The task:
Repeat the listing word for word. No pictures belong in the copy.

═══

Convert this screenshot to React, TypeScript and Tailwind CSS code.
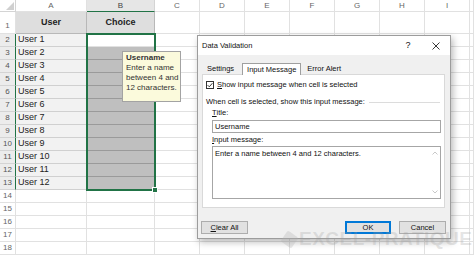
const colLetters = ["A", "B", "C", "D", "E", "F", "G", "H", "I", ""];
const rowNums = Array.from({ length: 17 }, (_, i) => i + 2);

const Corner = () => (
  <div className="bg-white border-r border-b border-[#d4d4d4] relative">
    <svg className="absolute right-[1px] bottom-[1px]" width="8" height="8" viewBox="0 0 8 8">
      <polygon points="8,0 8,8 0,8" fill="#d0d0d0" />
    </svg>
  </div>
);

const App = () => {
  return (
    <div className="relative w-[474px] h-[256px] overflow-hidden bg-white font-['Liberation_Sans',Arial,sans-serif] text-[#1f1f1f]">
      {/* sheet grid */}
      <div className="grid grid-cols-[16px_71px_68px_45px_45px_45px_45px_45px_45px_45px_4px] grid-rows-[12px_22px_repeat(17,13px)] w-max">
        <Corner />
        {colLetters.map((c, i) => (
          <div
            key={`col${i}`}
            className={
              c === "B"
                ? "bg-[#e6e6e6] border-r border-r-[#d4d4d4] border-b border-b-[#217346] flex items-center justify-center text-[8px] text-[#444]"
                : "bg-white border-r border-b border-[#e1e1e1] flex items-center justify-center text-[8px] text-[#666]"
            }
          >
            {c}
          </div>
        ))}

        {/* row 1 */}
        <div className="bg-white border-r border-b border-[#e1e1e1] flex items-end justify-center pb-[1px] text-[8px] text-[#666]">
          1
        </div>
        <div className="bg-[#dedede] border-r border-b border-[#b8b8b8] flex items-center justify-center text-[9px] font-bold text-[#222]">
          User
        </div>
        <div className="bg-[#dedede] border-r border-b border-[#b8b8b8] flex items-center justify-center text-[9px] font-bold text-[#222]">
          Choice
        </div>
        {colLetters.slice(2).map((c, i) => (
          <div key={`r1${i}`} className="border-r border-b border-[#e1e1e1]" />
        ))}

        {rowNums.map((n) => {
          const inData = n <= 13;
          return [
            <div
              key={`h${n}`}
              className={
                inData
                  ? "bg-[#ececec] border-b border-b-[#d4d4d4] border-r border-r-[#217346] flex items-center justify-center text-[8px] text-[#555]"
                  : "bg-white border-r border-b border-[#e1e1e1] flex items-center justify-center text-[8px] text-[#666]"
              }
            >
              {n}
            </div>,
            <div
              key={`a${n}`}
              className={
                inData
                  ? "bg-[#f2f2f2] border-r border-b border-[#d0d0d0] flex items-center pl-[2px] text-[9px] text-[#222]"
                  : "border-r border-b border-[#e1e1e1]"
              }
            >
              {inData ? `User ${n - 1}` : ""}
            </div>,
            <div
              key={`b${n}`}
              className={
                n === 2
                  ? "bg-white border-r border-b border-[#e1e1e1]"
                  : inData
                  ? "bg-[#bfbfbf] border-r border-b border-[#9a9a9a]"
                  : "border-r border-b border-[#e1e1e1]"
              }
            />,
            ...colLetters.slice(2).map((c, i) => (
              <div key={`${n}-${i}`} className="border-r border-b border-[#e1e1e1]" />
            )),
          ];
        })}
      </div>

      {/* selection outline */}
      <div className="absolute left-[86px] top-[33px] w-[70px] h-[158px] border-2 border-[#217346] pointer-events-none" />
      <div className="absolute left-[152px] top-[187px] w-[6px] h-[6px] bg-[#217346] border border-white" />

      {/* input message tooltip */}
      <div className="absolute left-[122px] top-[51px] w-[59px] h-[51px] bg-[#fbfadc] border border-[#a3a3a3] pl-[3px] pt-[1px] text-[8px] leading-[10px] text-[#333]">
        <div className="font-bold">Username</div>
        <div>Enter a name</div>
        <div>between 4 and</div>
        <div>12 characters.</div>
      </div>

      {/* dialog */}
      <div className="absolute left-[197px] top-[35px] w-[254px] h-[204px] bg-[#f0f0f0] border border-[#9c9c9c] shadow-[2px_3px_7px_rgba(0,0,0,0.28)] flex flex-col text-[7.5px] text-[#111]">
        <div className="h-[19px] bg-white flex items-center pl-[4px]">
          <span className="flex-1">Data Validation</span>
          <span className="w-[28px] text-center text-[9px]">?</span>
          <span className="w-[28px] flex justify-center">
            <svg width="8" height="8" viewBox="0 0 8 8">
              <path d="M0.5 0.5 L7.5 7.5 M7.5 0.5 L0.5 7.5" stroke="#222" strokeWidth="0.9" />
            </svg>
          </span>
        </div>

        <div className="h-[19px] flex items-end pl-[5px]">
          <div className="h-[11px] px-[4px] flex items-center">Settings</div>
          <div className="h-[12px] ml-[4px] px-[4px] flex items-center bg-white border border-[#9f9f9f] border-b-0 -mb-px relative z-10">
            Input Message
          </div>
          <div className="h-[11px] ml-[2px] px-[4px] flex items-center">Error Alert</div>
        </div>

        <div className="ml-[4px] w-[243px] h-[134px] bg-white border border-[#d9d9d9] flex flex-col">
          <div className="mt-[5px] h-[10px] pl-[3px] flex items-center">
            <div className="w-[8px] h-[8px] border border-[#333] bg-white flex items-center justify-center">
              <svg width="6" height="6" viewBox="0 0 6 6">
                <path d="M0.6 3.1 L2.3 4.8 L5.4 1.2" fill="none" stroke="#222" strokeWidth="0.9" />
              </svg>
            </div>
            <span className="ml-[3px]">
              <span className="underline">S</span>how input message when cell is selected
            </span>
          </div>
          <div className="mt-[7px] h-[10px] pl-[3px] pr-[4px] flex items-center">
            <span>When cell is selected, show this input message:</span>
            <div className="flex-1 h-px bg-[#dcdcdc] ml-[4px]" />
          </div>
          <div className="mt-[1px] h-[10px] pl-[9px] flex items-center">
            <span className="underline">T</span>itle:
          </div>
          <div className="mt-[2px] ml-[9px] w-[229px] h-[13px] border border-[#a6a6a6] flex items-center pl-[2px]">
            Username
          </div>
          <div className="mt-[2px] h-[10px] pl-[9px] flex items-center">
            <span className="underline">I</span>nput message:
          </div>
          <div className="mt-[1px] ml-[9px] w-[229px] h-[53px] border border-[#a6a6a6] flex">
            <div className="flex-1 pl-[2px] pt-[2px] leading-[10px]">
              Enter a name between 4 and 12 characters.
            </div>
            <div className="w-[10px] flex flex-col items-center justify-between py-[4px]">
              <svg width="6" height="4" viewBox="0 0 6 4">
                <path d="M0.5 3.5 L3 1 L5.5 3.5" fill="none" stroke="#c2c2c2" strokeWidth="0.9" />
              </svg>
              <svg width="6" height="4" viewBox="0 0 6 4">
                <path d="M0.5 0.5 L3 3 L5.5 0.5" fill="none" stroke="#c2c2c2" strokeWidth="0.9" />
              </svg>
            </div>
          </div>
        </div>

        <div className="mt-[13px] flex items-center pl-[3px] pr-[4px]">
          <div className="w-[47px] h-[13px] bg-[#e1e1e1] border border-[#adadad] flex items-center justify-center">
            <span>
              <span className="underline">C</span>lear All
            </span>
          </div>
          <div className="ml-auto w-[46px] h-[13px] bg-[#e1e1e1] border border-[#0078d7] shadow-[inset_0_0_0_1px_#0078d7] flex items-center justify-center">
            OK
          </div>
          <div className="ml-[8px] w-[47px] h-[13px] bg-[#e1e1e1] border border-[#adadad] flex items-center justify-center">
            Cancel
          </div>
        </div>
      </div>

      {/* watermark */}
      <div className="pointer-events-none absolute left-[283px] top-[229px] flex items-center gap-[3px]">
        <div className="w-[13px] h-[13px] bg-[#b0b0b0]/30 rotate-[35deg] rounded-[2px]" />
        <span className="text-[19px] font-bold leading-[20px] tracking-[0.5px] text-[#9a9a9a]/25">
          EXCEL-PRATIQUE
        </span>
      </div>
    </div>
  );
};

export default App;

═══

Written solution:
Convert this screenshot to React, TypeScript and Tailwind CSS code.
const colLetters = ["A", "B", "C", "D", "E", "F", "G", "H", "I", ""];
const rowNums = Array.from({ length: 17 }, (_, i) => i + 2);

const Corner = () => (
  <div className="bg-white border-r border-b border-[#d4d4d4] relative">
    <svg className="absolute right-[1px] bottom-[1px]" width="8" height="8" viewBox="0 0 8 8">
      <polygon points="8,0 8,8 0,8" fill="#d0d0d0" />
    </svg>
  </div>
);

const App = () => {
  return (
    <div className="relative w-[474px] h-[256px] overflow-hidden bg-white font-['Liberation_Sans',Arial,sans-serif] text-[#1f1f1f]">
      {/* sheet grid */}
      <div className="grid grid-cols-[16px_71px_68px_45px_45px_45px_45px_45px_45px_45px_4px] grid-rows-[12px_22px_repeat(17,13px)] w-max">
        <Corner />
        {colLetters.map((c, i) => (
          <div
            key={`col${i}`}
            className={
              c === "B"
                ? "bg-[#e6e6e6] border-r border-r-[#d4d4d4] border-b border-b-[#217346] flex items-center justify-center text-[8px] text-[#444]"
                : "bg-white border-r border-b border-[#e1e1e1] flex items-center justify-center text-[8px] text-[#666]"
            }
          >
            {c}
          </div>
        ))}

        {/* row 1 */}
        <div className="bg-white border-r border-b border-[#e1e1e1] flex items-end justify-center pb-[1px] text-[8px] text-[#666]">
          1
        </div>
        <div className="bg-[#dedede] border-r border-b border-[#b8b8b8] flex items-center justify-center text-[9px] font-bold text-[#222]">
          User
        </div>
        <div className="bg-[#dedede] border-r border-b border-[#b8b8b8] flex items-center justify-center text-[9px] font-bold text-[#222]">
          Choice
        </div>
        {colLetters.slice(2).map((c, i) => (
          <div key={`r1${i}`} className="border-r border-b border-[#e1e1e1]" />
        ))}

        {rowNums.map((n) => {
          const inData = n <= 13;
          return [
            <div
              key={`h${n}`}
              className={
                inData
                  ? "bg-[#ececec] border-b border-b-[#d4d4d4] border-r border-r-[#217346] flex items-center justify-center text-[8px] text-[#555]"
                  : "bg-white border-r border-b border-[#e1e1e1] flex items-center justify-center text-[8px] text-[#666]"
              }
            >
              {n}
            </div>,
            <div
              key={`a${n}`}
              className={
                inData
                  ? "bg-[#f2f2f2] border-r border-b border-[#d0d0d0] flex items-center pl-[2px] text-[9px] text-[#222]"
                  : "border-r border-b border-[#e1e1e1]"
              }
            >
              {inData ? `User ${n - 1}` : ""}
            </div>,
            <div
              key={`b${n}`}
              className={
                n === 2
                  ? "bg-white border-r border-b border-[#e1e1e1]"
                  : inData
                  ? "bg-[#bfbfbf] border-r border-b border-[#9a9a9a]"
                  : "border-r border-b border-[#e1e1e1]"
              }
            />,
            ...colLetters.slice(2).map((c, i) => (
              <div key={`${n}-${i}`} className="border-r border-b border-[#e1e1e1]" />
            )),
          ];
        })}
      </div>

      {/* selection outline */}
      <div className="absolute left-[86px] top-[33px] w-[70px] h-[158px] border-2 border-[#217346] pointer-events-none" />
      <div className="absolute left-[152px] top-[187px] w-[6px] h-[6px] bg-[#217346] border border-white" />

      {/* input message tooltip */}
      <div className="absolute left-[122px] top-[51px] w-[59px] h-[51px] bg-[#fbfadc] border border-[#a3a3a3] pl-[3px] pt-[1px] text-[8px] leading-[10px] text-[#333]">
        <div className="font-bold">Username</div>
        <div>Enter a name</div>
        <div>between 4 and</div>
        <div>12 characters.</div>
      </div>

      {/* dialog */}
      <div className="absolute left-[197px] top-[35px] w-[254px] h-[204px] bg-[#f0f0f0] border border-[#9c9c9c] shadow-[2px_3px_7px_rgba(0,0,0,0.28)] flex flex-col text-[7.5px] text-[#111]">
        <div className="h-[19px] bg-white flex items-center pl-[4px]">
          <span className="flex-1">Data Validation</span>
          <span className="w-[28px] text-center text-[9px]">?</span>
          <span className="w-[28px] flex justify-center">
            <svg width="8" height="8" viewBox="0 0 8 8">
              <path d="M0.5 0.5 L7.5 7.5 M7.5 0.5 L0.5 7.5" stroke="#222" strokeWidth="0.9" />
            </svg>
          </span>
        </div>

        <div className="h-[19px] flex items-end pl-[5px]">
          <div className="h-[11px] px-[4px] flex items-center">Settings</div>
          <div className="h-[12px] ml-[4px] px-[4px] flex items-center bg-white border border-[#9f9f9f] border-b-0 -mb-px relative z-10">
            Input Message
          </div>
          <div className="h-[11px] ml-[2px] px-[4px] flex items-center">Error Alert</div>
        </div>

        <div className="ml-[4px] w-[243px] h-[134px] bg-white border border-[#d9d9d9] flex flex-col">
          <div className="mt-[5px] h-[10px] pl-[3px] flex items-center">
            <div className="w-[8px] h-[8px] border border-[#333] bg-white flex items-center justify-center">
              <svg width="6" height="6" viewBox="0 0 6 6">
                <path d="M0.6 3.1 L2.3 4.8 L5.4 1.2" fill="none" stroke="#222" strokeWidth="0.9" />
              </svg>
            </div>
            <span className="ml-[3px]">
              <span className="underline">S</span>how input message when cell is selected
            </span>
          </div>
          <div className="mt-[7px] h-[10px] pl-[3px] pr-[4px] flex items-center">
            <span>When cell is selected, show this input message:</span>
            <div className="flex-1 h-px bg-[#dcdcdc] ml-[4px]" />
          </div>
          <div className="mt-[1px] h-[10px] pl-[9px] flex items-center">
            <span className="underline">T</span>itle:
          </div>
          <div className="mt-[2px] ml-[9px] w-[229px] h-[13px] border border-[#a6a6a6] flex items-center pl-[2px]">
            Username
          </div>
          <div className="mt-[2px] h-[10px] pl-[9px] flex items-center">
            <span className="underline">I</span>nput message:
          </div>
          <div className="mt-[1px] ml-[9px] w-[229px] h-[53px] border border-[#a6a6a6] flex">
            <div className="flex-1 pl-[2px] pt-[2px] leading-[10px]">
              Enter a name between 4 and 12 characters.
            </div>
            <div className="w-[10px] flex flex-col items-center justify-between py-[4px]">
              <svg width="6" height="4" viewBox="0 0 6 4">
                <path d="M0.5 3.5 L3 1 L5.5 3.5" fill="none" stroke="#c2c2c2" strokeWidth="0.9" />
              </svg>
              <svg width="6" height="4" viewBox="0 0 6 4">
                <path d="M0.5 0.5 L3 3 L5.5 0.5" fill="none" stroke="#c2c2c2" strokeWidth="0.9" />
              </svg>
            </div>
          </div>
        </div>

        <div className="mt-[13px] flex items-center pl-[3px] pr-[4px]">
          <div className="w-[47px] h-[13px] bg-[#e1e1e1] border border-[#adadad] flex items-center justify-center">
            <span>
              <span className="underline">C</span>lear All
            </span>
          </div>
          <div className="ml-auto w-[46px] h-[13px] bg-[#e1e1e1] border border-[#0078d7] shadow-[inset_0_0_0_1px_#0078d7] flex items-center justify-center">
            OK
          </div>
          <div className="ml-[8px] w-[47px] h-[13px] bg-[#e1e1e1] border border-[#adadad] flex items-center justify-center">
            Cancel
          </div>
        </div>
      </div>

      {/* watermark */}
      <div className="pointer-events-none absolute left-[283px] top-[229px] flex items-center gap-[3px]">
        <div className="w-[13px] h-[13px] bg-[#b0b0b0]/30 rotate-[35deg] rounded-[2px]" />
        <span className="text-[19px] font-bold leading-[20px] tracking-[0.5px] text-[#9a9a9a]/25">
          EXCEL-PRATIQUE
        </span>
      </div>
    </div>
  );
};

export default App;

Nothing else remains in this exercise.